Étagère branlante de l'Armée du Salut, antichambres de Shakespeare & compagnie, bouquineries encombrées qui bordent les berges boueuses du Rimac: mille lieux d'une économie marginale, certes, mais séculaire.

Marginale? Peut-être pas tant que ça, après tout, puisqu'Amazon s'apprête à mettre la patte sur Abebooks, moyennant la coquette somme de 300 millions $US.

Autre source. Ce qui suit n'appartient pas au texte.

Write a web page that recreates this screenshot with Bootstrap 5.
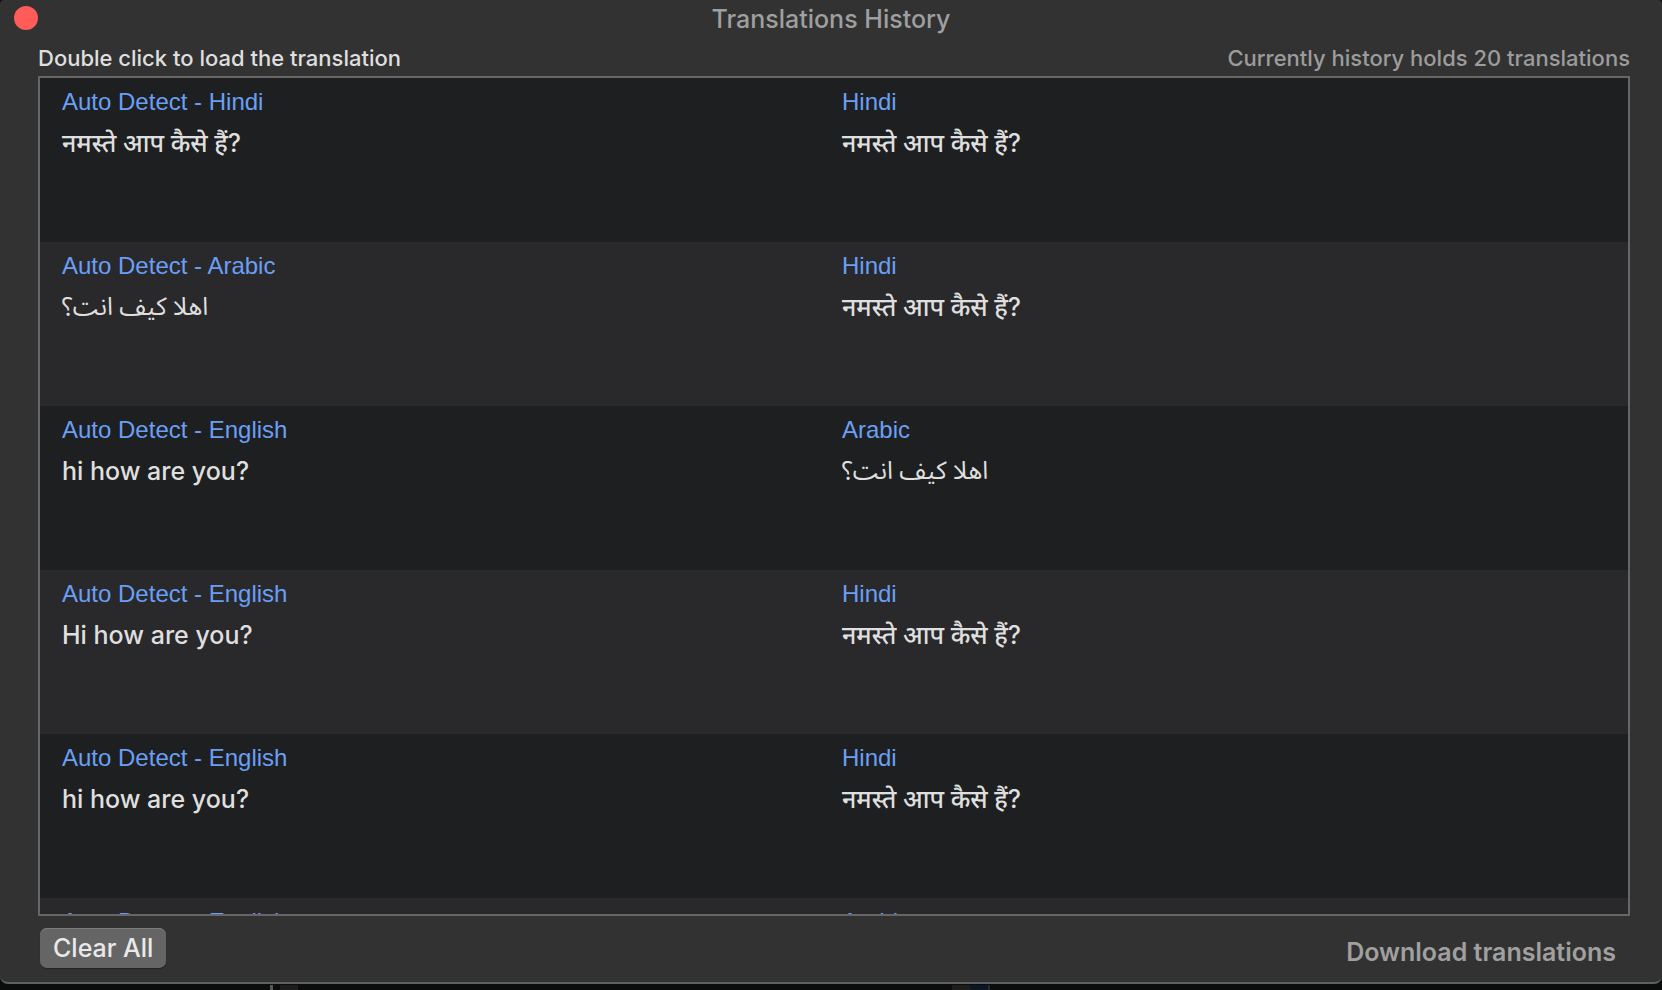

Fondé en 1996, Abebooks constitue le plus gros portail du livre usagé sur le Web, où se rassemblent quelque 13 000 bouquinistes de partout dans le monde. Abebooks incarne, en quelque sorte, la bouquinerie universelle, le légendaire Bazar aux Dix Mille Portes. J'ai acheté là une traduction allemande de La Vie: Mode d'emploi pour une copine berlinoise. J'y ai trouvé aussi La Fête du premier de tout, de Jørn Riel, publié chez 10/18 il y a une décennie à peine, et pourtant déjà épuisé.

Lorsqu'il n'y a plus d'espoir, je consulte Abebooks.

Abebooks me donne l'impression de poursuivre – en version moderne et turbopropulsée – la correspondance entre Helen Hanff, écrivaine new-yorkaise, et Frank Doel, son très londonien libraire. Chaque fois que je commande un livre difficile à trouver dans une petite librairie de l'impasse des Cerisiers, en banlieue de Paris, et que ledit livre tombe dans ma boîte aux lettres, enveloppé dans un délicat papier brun ligné, je sens la proximité de cette bonne vieille Helen. Ça sent le tabac et le gin, en somme, et les espaces clos.

Pas sûr que j'aurai encore la même impression maintenant qu'Amazon étendra son monopole jusque-là.